Solved: slow build times from Dockerfiles with Python packages (pip)

Published on Wednesday, July 2, 2014

I have recently had the opportunity to begin exploring Docker, the currently hip way to build application containers, and I generally like it. It feels a bit like using Xen back in 2005, when you still had to download it from cl.cam.ac.uk, but there is huge momentum right now. I like the idea of breaking down each component of your application into unique services and bundling them up - it seems clean. The next year is going to be very interesting with Docker, as I am especially looking forward to seeing how Google's App Engine allows Docker usage, or what's in store for the likes of Flynn, Deis, CoreOS, or Stackdock.

One element I had been frustrated with is the build time of my image to host a Django application I'm working on. I kept hearing these crazy low rebuild times, but my container was taking ages to rebuild. I noticed that it was cached up until I re-added my code, and then pip would reinstall all my packages.

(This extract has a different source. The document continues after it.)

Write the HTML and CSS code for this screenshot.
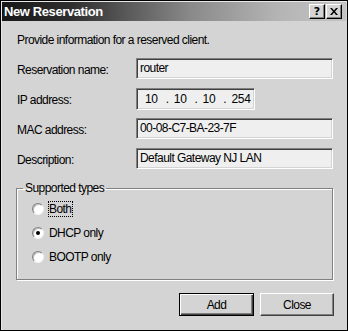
FILE: index.html
```html
<!DOCTYPE html>
<html lang="en">
<head>
    <meta charset="UTF-8">
    <title>New Reservation</title>
    <link rel="stylesheet" href="styles.css">
</head>
<body>
    <div class="window">
        <div class="title-bar">
            <div class="title-text">New Reservation</div>
            <div class="title-buttons">
                <span class="caption-btn">?</span>
                <span class="caption-btn close-btn">
                    <svg width="8" height="7" viewBox="0 0 8 7"><path d="M0 0h2l2 2.5L6 0h2L5 3.5 8 7H6L4 4.5 2 7H0l3-3.5z" fill="#000"/></svg>
                </span>
            </div>
        </div>

        <div class="content">
            <p class="intro">Provide information for a reserved client.</p>

            <div class="form-row">
                <span class="label">Reservation name:</span>
                <div class="field">router</div>
            </div>
            <div class="form-row">
                <span class="label">IP address:</span>
                <div class="field ip-field">
                    <span>10</span><span class="dot">.</span>
                    <span>10</span><span class="dot">.</span>
                    <span>10</span><span class="dot">.</span>
                    <span>254</span>
                </div>
            </div>
            <div class="form-row">
                <span class="label">MAC address:</span>
                <div class="field">00-08-C7-BA-23-7F</div>
            </div>
            <div class="form-row">
                <span class="label">Description:</span>
                <div class="field">Default Gateway NJ LAN</div>
            </div>

            <fieldset class="group">
                <legend>Supported types</legend>
                <div class="radio-row">
                    <span class="radio"></span>
                    <span class="radio-label focused">Both</span>
                </div>
                <div class="radio-row">
                    <span class="radio checked"></span>
                    <span class="radio-label">DHCP only</span>
                </div>
                <div class="radio-row">
                    <span class="radio"></span>
                    <span class="radio-label">BOOTP only</span>
                </div>
            </fieldset>

            <div class="actions">
                <span class="button default">Add</span>
                <span class="button">Close</span>
            </div>
        </div>
    </div>
</body>
</html>
```

FILE: styles.css
```css
:root {
    --face: #d4d4d4;
    --shadow: #808080;
    --dark: #404040;
    --light: #ffffff;
    --field-bg: #efefef;
}

body {
    margin: 0;
    font-family: "Liberation Sans", Arial, sans-serif;
    font-size: 12px;
    letter-spacing: -0.55px;
    color: #000;
    background: #fff;
}

.window {
    width: 348px;
    height: 331px;
    box-sizing: border-box;
    border: 1px solid #000;
    padding: 1px;
    background: var(--face);
    box-shadow: inset 1px 1px #e8e8e8;
}

.title-bar {
    height: 19px;
    display: flex;
    align-items: center;
    justify-content: space-between;
    padding: 0 4px 0 2px;
    background: linear-gradient(to right, #181818 0%, #2e2e2e 20%, #8a8a8a 55%, #b4b4b4 80%, #c4c4c4 100%);
}

.title-text {
    font-family: "Liberation Sans", Arial, sans-serif;
    font-weight: bold;
    font-size: 13px;
    letter-spacing: -0.4px;
    color: #fff;
}

.title-buttons {
    display: flex;
    gap: 1px;
}

.caption-btn {
    width: 14px;
    height: 13px;
    display: flex;
    align-items: center;
    justify-content: center;
    background: var(--face);
    border: 1px solid;
    border-color: var(--light) #000 #000 var(--light);
    box-shadow: inset -1px -1px var(--shadow);
    font-family: "DejaVu Sans", sans-serif;
    font-weight: bold;
    font-size: 11px;
    letter-spacing: 0;
    line-height: 1;
}

.content {
    padding: 12px 13px 0 14px;
}

.intro {
    margin: 0 0 11px 1px;
    line-height: 14px;
}

.form-row {
    display: flex;
    align-items: center;
    height: 21px;
    margin-bottom: 9px;
}

.label {
    width: 119px;
    padding-left: 1px;
    padding-top: 3px;
}

.field {
    flex: 1;
    height: 21px;
    box-sizing: border-box;
    padding: 2px 3px;
    line-height: 15px;
    background: var(--field-bg);
    border: 1px solid;
    border-color: var(--shadow) var(--light) var(--light) var(--shadow);
    box-shadow: inset 1px 1px var(--dark), inset -1px -1px var(--face);
}

.ip-field {
    flex: none;
    width: 119px;
    height: 22px;
    display: flex;
    padding: 3px 0 2px 8px;
    font-size: 12px;
    letter-spacing: -0.3px;
}

.dot {
    margin: 0 5px 0 8px;
}

.group {
    margin: 12px 0 0;
    padding: 2px 0 10px 15px;
    border: 1px solid var(--shadow);
    box-shadow: inset 1px 1px var(--light), 1px 1px var(--light);
    height: 99px;
    box-sizing: border-box;
}

.group legend {
    padding: 0 2px;
    margin-left: -9px;
    line-height: 14px;
}

.radio-row {
    display: flex;
    align-items: center;
    height: 24px;
}

.radio {
    width: 12px;
    height: 12px;
    box-sizing: border-box;
    border-radius: 50%;
    background: #fff;
    border: 1px solid;
    border-color: var(--shadow) #f4f4f4 #f4f4f4 var(--shadow);
    box-shadow: inset 1px 1px #c0c0c0;
    display: flex;
    align-items: center;
    justify-content: center;
    margin-right: 4px;
}

.radio.checked::after {
    content: "";
    width: 4px;
    height: 4px;
    border-radius: 50%;
    background: #000;
}

.radio-label {
    padding: 1px 1px;
}

.radio-label.focused {
    outline: 1px dotted #000;
    outline-offset: -1px;
}

.actions {
    display: flex;
    justify-content: flex-end;
    gap: 6px;
    margin: 13px -1px 0 0;
}

.button {
    width: 74px;
    height: 23px;
    box-sizing: border-box;
    display: flex;
    align-items: center;
    justify-content: center;
    background: var(--face);
    border: 1px solid;
    border-color: var(--light) var(--dark) var(--dark) var(--light);
    box-shadow: inset -1px -1px var(--shadow);
}

.button.default {
    width: 75px;
    border: 1px solid #000;
    box-shadow: inset 1px 1px var(--light), inset -1px -1px var(--dark), inset -2px -2px var(--shadow);
}
```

It appeared as though anything after I used ADD for my code was being rebuilt, and reading online seemed to confirm this. Most of the items were very quick, e.g. "EXPOSE 80", but then it hit "RUN pip -r requirements.txt"

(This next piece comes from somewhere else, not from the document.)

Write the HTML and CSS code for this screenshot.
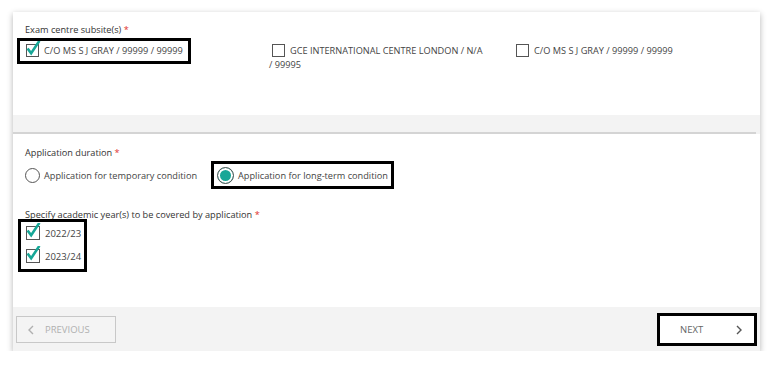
FILE: index.html
```html
<!DOCTYPE html>
<html lang="en">
<head>
    <meta charset="UTF-8">
    <meta name="viewport" content="width=device-width, initial-scale=1.0">
    <title>Access arrangements application</title>
    <link rel="stylesheet" href="styles.css">
</head>
<body>
    <div class="panel">
        <div class="section section-top">
            <div class="field-label">Exam centre subsite(s) <span class="req">*</span></div>
            <div class="subsites">
                <div class="col">
                    <label class="option marked">
                        <span class="box checked">
                            <svg viewBox="0 0 16 16"><polyline points="2.5,8.5 5.5,12.5 13.5,0.5"/></svg>
                        </span>C/O MS S J GRAY / 99999 / 99999
                    </label>
                </div>
                <div class="col">
                    <label class="option"><span class="box"></span>GCE INTERNATIONAL CENTRE LONDON / N/A /&nbsp;99995</label>
                </div>
                <div class="col">
                    <label class="option"><span class="box"></span>C/O MS S J GRAY / 99999 / 99999</label>
                </div>
            </div>
        </div>

        <div class="gap"></div>

        <div class="section section-main">
            <div class="field-label">Application duration <span class="req">*</span></div>
            <div class="radios">
                <label class="radio"><span class="dot"></span>Application for temporary condition</label>
                <label class="radio marked"><span class="dot on"></span>Application for long-term condition</label>
            </div>

            <div class="field-label years-label">Specify academic year(s) to be covered by application <span class="req">*</span></div>
            <div class="years marked">
                <label class="year">
                    <span class="box checked">
                        <svg viewBox="0 0 16 16"><polyline points="2.5,8.5 5.5,12.5 13.5,0.5"/></svg>
                    </span>2022/23
                </label>
                <label class="year">
                    <span class="box checked">
                        <svg viewBox="0 0 16 16"><polyline points="2.5,8.5 5.5,12.5 13.5,0.5"/></svg>
                    </span>2023/24
                </label>
            </div>
        </div>

        <div class="footer">
            <button class="nav prev">
                <svg class="chev" viewBox="0 0 6 10"><polyline points="5,1 1,5 5,9"/></svg>
                PREVIOUS
            </button>
            <button class="nav next marked">
                NEXT
                <svg class="chev" viewBox="0 0 6 10"><polyline points="1,1 5,5 1,9"/></svg>
            </button>
        </div>
    </div>
</body>
</html>
```

FILE: styles.css
```css
body {
    margin: 0;
    background: #fff;
    font-family: "Open Sans", "DejaVu Sans", sans-serif;
    font-size: 9.2px;
    color: #444;
}
.panel {
    margin: 12px 0 0 13px;
    width: 747px;
    background: #f3f3f3;
    box-shadow: 0 2px 6px rgba(0, 0, 0, 0.3);
}
.section {
    background: #fff;
    padding: 0 12px;
}
.section-top {
    height: 103px;
    padding-top: 12px;
    box-sizing: border-box;
}
.section-main {
    height: 173px;
    padding-top: 13px;
    box-sizing: border-box;
}
.gap {
    height: 17px;
    border-bottom: 2px solid #d4d4d4;
    margin-right: 4px;
}
.field-label {
    line-height: 12px;
    color: #333;
}
.req {
    color: #e0302b;
}
.marked {
    outline: 3px solid #000;
    outline-offset: 3px;
}

/* subsite checkboxes */
.subsites {
    display: grid;
    grid-template-columns: 246px 244px 1fr;
    margin: 8px 0 0 -2px;
}
.col {
    padding-right: 12px;
}
.option {
    display: block;
    line-height: 14px;
    text-transform: uppercase;
}
.option.marked {
    display: inline-block;
    padding-right: 2px;
}
.box {
    position: relative;
    display: inline-block;
    width: 11px;
    height: 11px;
    border: 1px solid #555;
    margin: 0 5px 0 3px;
    vertical-align: -3px;
    background: #fff;
}
.box svg {
    position: absolute;
    left: -1px;
    top: -4px;
    width: 15px;
    height: 16px;
    fill: none;
    stroke: #17a797;
    stroke-width: 2.8;
    stroke-linecap: square;
}

/* radios */
.radios {
    display: flex;
    gap: 20px;
    margin-top: 8px;
}
.radio {
    display: flex;
    align-items: center;
    height: 16px;
}
.dot {
    width: 15px;
    height: 15px;
    border: 1px solid #555;
    border-radius: 50%;
    margin-right: 4px;
    box-sizing: border-box;
    background: #fff;
}
.dot.on {
    width: 17px;
    height: 17px;
    background: #17a797;
    box-shadow: inset 0 0 0 2px #fff;
}

/* academic years */
.years-label {
    margin-top: 26px;
}
.years {
    width: 59px;
    margin: 3px 0 0 -2px;
    display: flex;
    flex-direction: column;
    gap: 3px;
    outline-offset: 2px;
}
.year {
    line-height: 20px;
    font-size: 9.5px;
}
.year .box {
    width: 12px;
    height: 12px;
    margin-right: 5px;
}

/* footer */
.footer {
    display: flex;
    justify-content: space-between;
    padding: 9px 6px 8px 3px;
}
.nav {
    display: flex;
    align-items: center;
    height: 27px;
    font-family: inherit;
    font-size: 9.5px;
    padding: 0;
    cursor: pointer;
}
.prev {
    width: 100px;
    border: 1px solid #c8c8c8;
    background: #f4f4f4;
    color: #b0b0b0;
    padding-left: 11px;
    gap: 11px;
}
.prev .chev {
    stroke: #b0b0b0;
}
.next {
    width: 94px;
    border: none;
    background: #fff;
    color: #666;
    outline-offset: 0;
    padding-left: 20px;
    gap: 33px;
}
.chev {
    width: 6px;
    height: 10px;
    fill: none;
    stroke: #555;
    stroke-width: 1.4;
}
```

There are various documented ways around this, from two Dockerfiles to just using packaged libraries. However, I found it easier to just use multiple ADD statements, and the good Docker folks have added caching for them. The idea is to ADD your requirements first, then RUN pip, and then ADD your code. This will mean that any code changes don't invalidate the pip cache.

For instance, I had something (abbreviated snippet) like this:

# Set the base image to Ubuntu
FROM ubuntu:14.04

# Update the sources list
RUN apt-get update
RUN apt-get upgrade -y

# Install basic applications
RUN apt-get install -y build-essential

# Install Python and Basic Python Tools
RUN apt-get install -y python python-dev python-distribute python-pip postgresql-client

# Copy the application folder inside the container
ADD . /app

# Get pip to download and install requirements:
RUN pip install -r /app/requirements.txt

# Expose ports
EXPOSE 80 8000

# Set the default directory where CMD will execute
WORKDIR /app

VOLUME [/app]

CMD ["sh", "/app/run.sh"]

And it rebuild pip whenever the code changes. Just add the requirements and move the RUN pip line:

# Set the base image to Ubuntu
FROM ubuntu:14.04

# Update the sources list
RUN apt-get update
RUN apt-get upgrade -y

# Install basic applications
RUN apt-get install -y build-essential

# Install Python and Basic Python Tools
RUN apt-get install -y python python-dev python-distribute python-pip postgresql-client

ADD requirements.txt /app/requirements.txt

# Get pip to download and install requirements:
RUN pip install -r /app/requirements.txt

# Copy the application folder inside the container
ADD . /app

# Expose ports
EXPOSE 80 8000

# Set the default directory where CMD will execute
WORKDIR /app

VOLUME [/app]

CMD ["sh", "/app/run.sh"]

I feel a bit awkward for having missed something that must be so obvious, so hopefully this can help somebody in a similar situation.